◆ WHAT THE TASK REQUIRES
Among the lines below, list those containing the string "React".

◆ LISTING
------
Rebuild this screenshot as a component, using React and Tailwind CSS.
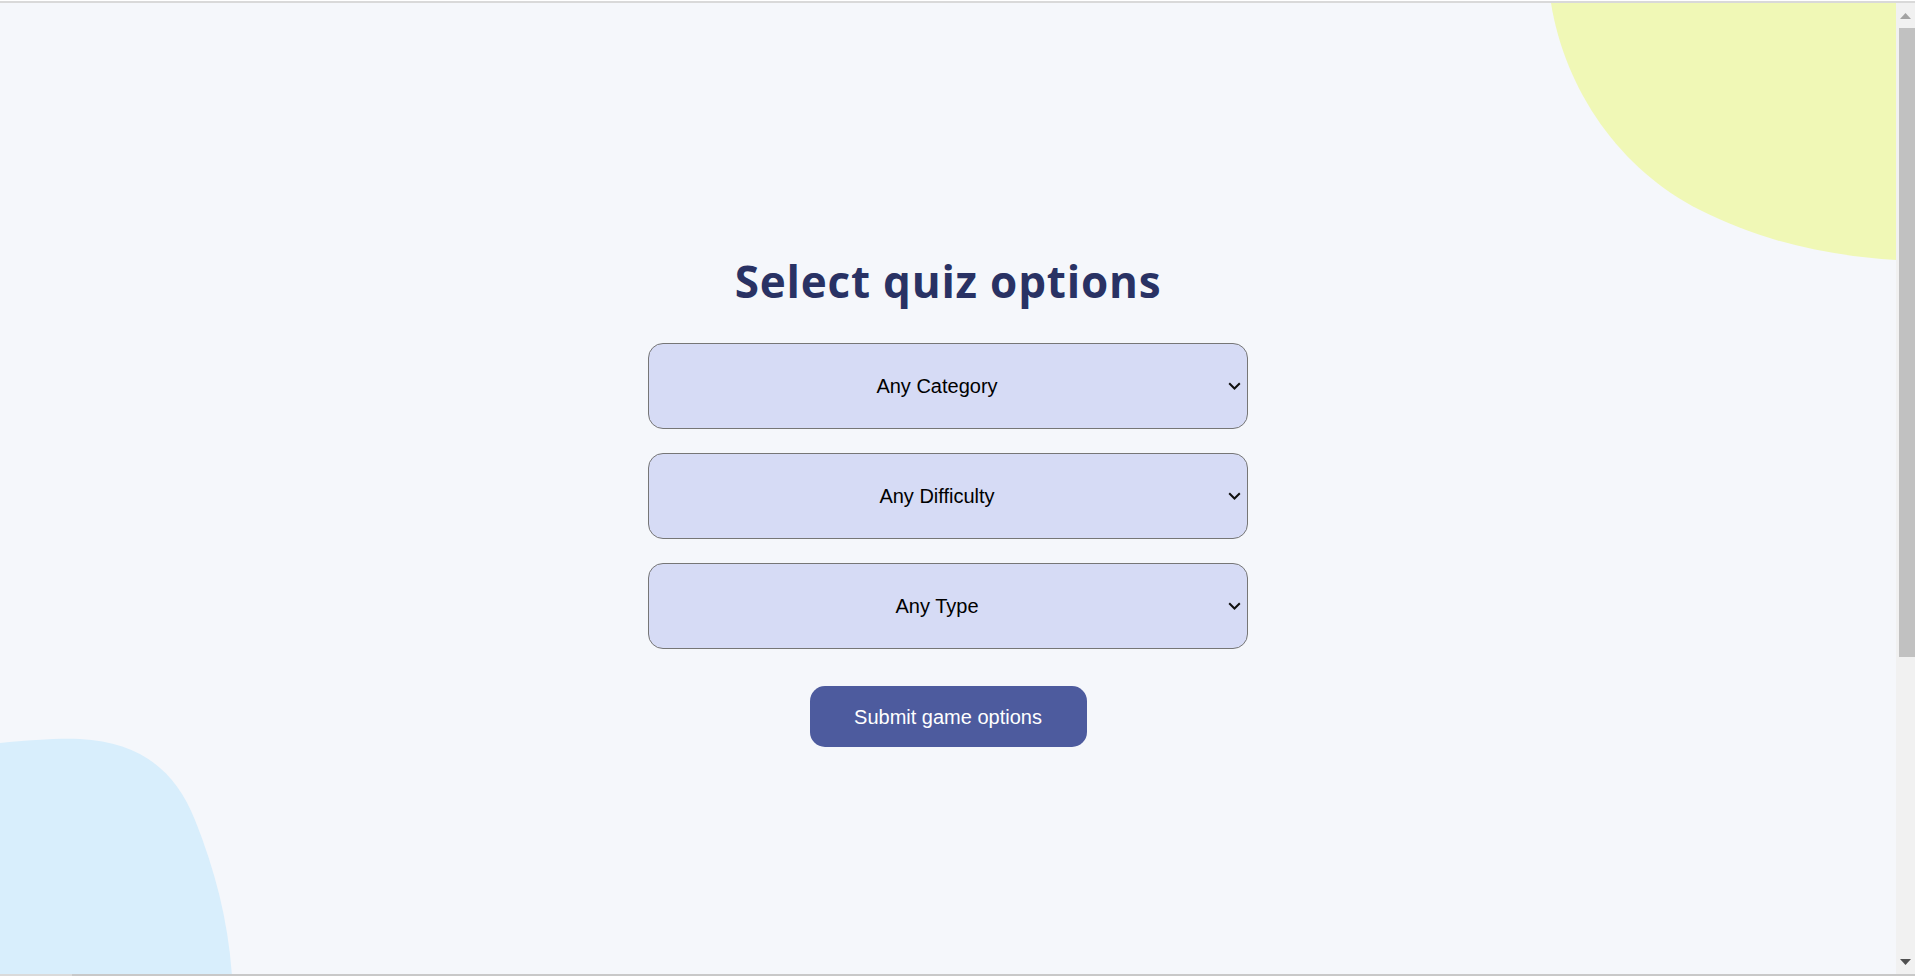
------
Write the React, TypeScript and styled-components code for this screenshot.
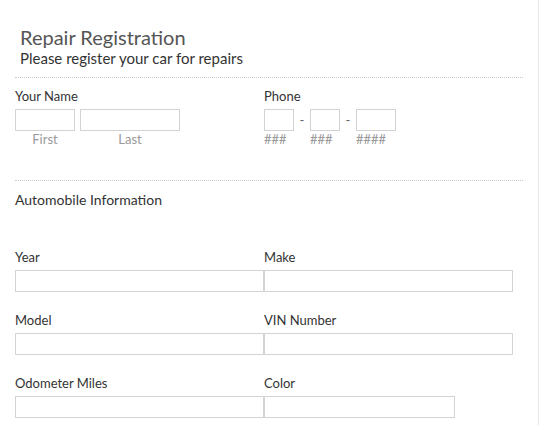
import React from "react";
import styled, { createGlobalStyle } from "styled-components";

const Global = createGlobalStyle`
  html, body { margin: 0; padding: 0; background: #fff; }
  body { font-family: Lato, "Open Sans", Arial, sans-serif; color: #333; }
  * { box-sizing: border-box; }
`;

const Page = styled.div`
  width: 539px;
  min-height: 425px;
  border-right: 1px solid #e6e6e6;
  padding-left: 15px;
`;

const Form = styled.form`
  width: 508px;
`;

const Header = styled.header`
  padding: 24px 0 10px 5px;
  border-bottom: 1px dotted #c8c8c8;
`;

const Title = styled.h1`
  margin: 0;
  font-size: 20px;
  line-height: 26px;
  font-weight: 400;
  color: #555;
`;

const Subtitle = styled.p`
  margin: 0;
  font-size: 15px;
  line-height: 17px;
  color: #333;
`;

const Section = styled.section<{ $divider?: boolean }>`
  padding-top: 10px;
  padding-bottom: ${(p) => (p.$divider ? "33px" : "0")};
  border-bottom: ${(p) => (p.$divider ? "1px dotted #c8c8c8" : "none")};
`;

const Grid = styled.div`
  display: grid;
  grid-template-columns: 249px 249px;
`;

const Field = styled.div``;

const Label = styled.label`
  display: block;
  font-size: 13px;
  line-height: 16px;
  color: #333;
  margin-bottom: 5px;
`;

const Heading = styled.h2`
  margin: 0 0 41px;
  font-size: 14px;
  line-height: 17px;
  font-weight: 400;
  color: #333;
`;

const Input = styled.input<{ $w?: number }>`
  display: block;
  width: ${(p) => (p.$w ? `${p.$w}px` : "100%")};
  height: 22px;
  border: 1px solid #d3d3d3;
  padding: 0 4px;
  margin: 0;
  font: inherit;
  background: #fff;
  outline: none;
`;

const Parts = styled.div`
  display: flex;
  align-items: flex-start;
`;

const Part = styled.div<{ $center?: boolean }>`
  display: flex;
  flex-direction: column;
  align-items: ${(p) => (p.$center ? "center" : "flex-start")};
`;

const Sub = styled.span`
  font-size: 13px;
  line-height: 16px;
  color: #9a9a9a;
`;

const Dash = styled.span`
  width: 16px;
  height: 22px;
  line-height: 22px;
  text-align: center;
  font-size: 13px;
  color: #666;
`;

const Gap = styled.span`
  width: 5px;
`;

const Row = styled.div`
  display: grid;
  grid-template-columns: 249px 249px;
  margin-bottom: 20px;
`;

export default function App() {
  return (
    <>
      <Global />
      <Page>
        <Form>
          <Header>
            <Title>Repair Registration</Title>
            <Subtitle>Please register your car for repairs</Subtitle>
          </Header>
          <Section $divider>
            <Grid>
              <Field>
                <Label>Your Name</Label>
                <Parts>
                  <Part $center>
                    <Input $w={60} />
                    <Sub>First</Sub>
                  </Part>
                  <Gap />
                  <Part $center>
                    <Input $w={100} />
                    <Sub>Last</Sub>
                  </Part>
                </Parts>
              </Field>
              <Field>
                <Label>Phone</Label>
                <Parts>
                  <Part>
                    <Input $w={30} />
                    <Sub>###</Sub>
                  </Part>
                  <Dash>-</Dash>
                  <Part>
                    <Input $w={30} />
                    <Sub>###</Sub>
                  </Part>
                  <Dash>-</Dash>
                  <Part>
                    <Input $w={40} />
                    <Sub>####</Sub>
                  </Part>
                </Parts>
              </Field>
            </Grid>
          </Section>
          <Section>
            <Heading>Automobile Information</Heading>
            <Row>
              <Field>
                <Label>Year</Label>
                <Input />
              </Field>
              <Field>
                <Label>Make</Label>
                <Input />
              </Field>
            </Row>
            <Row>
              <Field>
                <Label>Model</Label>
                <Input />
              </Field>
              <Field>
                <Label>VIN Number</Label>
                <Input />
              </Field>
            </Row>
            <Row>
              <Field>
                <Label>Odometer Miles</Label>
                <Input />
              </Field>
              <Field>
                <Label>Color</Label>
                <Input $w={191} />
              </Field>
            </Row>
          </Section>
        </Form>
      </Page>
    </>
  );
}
------
◆ EXERCISE RESULT
Rebuild this screenshot as a component, using React and Tailwind CSS.
Write the React, TypeScript and styled-components code for this screenshot.
import React from "react";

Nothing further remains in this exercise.